Other housecleaning before heading in to the rest day:

Froome was born in Nairobi. Here are some images of the city from when I was there in March 2010.

Cheers to also Froome who, in his first day in yellow, observed rule #14 of the Velominati:

Rule #15 // Black shorts should also be worn with leader’s jerseys.

Black shorts, or at least standard team-kit shorts, must be worn with Championship jerseys and race leadership jerseys. Don’t over-match your kit, or accept that you will look like a douche.

Nice write-up of today’s here, and the first time I’ve seen a French classicist poet cited in a race review.

And one more question: why oh why does Paul Sherwen namecheck the Isle of Man at every single possible opportunity? Is this some weird term of a secret Aussie-English treaty?


1. I realized today my note-taking system is not entirely accurate due to the lag between the official updates on letour.fr and NBC’s not-very-good web feed. Sometimes when I write down times and distances from the broadcast, it’s for something that’s already happened that I’m seeing on the site. Whatever, it’s just a damn blog!

2. I never did get to my recapitulation theory of the Tour, which simplistically states that the anatomy of a single stage recapitulates the anatomy of a stage race: the first 30–40% has little to no bearing on the final outcome, which is ultimately determined by punctuated, heightened events and not sustained, rising performance. It’s just a theory!

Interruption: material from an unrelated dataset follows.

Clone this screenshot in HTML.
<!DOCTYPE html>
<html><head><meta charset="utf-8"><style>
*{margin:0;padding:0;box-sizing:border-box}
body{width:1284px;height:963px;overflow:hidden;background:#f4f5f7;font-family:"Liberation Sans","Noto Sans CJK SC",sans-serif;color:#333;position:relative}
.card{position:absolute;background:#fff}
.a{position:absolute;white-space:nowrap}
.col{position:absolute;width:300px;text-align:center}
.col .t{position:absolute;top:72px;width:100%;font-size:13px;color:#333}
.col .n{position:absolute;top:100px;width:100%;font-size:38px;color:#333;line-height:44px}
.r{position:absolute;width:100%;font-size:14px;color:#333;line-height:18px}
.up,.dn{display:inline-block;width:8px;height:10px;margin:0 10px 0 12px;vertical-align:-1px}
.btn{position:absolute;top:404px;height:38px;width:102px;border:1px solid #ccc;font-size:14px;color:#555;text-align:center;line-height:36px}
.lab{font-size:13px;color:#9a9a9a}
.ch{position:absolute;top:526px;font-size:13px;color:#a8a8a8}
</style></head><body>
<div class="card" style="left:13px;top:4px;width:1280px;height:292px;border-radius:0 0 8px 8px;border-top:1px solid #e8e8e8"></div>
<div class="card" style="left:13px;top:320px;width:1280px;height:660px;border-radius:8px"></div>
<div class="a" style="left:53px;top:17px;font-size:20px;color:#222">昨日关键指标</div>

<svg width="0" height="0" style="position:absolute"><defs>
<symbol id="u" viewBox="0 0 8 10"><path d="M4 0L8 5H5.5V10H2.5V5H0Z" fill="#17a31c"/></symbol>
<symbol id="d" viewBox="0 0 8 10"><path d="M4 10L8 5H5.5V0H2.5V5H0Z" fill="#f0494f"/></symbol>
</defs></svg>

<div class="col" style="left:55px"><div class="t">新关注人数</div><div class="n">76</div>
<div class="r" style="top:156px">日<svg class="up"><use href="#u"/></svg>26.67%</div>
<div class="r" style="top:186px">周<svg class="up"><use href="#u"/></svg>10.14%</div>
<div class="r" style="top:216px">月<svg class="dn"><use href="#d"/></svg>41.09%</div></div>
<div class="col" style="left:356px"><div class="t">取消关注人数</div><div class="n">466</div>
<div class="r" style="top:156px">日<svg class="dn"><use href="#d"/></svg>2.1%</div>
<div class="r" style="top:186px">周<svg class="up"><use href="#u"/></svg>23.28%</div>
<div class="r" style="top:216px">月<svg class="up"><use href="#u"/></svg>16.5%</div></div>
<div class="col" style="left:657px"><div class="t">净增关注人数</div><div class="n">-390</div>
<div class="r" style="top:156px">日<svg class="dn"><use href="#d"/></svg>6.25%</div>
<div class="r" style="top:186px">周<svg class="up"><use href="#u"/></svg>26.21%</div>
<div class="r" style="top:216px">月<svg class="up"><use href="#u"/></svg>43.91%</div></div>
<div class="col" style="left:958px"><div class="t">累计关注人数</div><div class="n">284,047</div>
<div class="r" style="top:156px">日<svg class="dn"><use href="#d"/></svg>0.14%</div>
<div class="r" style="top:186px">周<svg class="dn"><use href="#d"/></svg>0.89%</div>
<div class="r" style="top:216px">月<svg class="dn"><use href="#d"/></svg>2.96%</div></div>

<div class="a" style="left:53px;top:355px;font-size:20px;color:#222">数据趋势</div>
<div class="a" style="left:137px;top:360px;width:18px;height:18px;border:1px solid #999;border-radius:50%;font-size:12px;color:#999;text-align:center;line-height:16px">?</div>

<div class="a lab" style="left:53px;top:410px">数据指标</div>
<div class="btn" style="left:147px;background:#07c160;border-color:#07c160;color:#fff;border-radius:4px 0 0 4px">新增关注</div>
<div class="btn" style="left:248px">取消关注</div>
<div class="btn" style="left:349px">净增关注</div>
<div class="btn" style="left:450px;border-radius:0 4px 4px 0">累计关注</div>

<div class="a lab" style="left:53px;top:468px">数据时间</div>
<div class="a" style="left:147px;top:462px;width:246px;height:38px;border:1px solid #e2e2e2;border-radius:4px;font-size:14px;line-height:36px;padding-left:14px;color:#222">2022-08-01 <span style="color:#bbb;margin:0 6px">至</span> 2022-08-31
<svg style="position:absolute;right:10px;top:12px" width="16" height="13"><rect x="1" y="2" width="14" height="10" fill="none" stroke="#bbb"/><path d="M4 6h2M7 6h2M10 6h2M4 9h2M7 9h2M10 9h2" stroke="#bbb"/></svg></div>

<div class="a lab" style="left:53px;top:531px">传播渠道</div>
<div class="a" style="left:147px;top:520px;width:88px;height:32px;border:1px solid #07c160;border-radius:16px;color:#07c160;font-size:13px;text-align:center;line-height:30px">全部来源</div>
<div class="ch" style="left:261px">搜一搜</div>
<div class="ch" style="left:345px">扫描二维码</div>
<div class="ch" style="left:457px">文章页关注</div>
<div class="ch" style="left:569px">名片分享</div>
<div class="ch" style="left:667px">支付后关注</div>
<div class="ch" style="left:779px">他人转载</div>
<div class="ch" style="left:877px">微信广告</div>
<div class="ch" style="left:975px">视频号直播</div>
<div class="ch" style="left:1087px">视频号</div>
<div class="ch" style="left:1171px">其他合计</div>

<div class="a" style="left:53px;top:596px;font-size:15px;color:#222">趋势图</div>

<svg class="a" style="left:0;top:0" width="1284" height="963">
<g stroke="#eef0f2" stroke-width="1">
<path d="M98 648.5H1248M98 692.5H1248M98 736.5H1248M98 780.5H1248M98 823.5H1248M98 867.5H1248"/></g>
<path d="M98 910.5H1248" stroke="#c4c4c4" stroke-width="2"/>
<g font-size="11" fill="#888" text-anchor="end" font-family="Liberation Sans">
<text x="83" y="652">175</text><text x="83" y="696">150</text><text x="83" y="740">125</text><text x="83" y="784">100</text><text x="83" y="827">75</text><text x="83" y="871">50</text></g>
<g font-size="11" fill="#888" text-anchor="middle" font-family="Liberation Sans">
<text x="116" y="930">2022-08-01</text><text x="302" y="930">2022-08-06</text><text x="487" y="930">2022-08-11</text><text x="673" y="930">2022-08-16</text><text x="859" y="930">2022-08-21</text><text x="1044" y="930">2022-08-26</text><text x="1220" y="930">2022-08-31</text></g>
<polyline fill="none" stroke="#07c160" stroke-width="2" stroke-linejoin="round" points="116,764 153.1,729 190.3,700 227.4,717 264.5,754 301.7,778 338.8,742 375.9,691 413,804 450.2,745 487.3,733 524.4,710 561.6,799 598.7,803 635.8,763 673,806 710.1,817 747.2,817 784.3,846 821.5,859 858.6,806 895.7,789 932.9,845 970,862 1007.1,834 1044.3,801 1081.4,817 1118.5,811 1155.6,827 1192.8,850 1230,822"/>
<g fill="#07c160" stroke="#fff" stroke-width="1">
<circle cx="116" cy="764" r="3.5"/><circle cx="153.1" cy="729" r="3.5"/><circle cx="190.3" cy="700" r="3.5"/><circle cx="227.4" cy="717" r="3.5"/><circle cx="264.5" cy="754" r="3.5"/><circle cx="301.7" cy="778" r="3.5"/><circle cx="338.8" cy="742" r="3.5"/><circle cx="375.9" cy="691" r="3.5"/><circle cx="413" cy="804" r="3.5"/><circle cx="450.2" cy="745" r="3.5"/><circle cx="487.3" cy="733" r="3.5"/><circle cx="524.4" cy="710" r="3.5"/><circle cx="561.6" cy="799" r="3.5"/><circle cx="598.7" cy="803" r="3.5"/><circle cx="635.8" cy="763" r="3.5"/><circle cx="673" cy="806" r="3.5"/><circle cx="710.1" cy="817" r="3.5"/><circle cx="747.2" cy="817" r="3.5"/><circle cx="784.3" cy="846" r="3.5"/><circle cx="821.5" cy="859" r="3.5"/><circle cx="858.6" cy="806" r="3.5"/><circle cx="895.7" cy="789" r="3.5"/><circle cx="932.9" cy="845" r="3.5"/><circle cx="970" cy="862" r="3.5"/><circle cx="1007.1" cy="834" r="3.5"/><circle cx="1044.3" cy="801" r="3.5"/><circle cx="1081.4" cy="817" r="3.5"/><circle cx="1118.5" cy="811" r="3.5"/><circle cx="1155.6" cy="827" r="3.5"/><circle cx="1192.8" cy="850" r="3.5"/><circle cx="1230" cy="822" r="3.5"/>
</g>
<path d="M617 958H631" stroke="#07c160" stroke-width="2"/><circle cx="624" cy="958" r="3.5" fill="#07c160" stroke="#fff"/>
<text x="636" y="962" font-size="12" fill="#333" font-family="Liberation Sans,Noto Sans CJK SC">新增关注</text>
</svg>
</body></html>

3. Col de Peyersourde was one of the mountains that day of Merckx’s solo. Today it was the third of five climbs, where De Gendt snuck up on Rolland to be first over. More great stuff on Merckx at 100 Tours 100 Tales.

4. From the YouTune comments: ’What really is happening: Lance has put some drugs on his shoulder and is licking it off to give him a boost.’ Ha!

Here is your daily champion for Stage 9:
Satchel Paige
9_Satchel%20Paige
‘Don’t look back, something might be gaining on you.’
Hall of Famer. Born today in 1906 in Mobile, Alabama.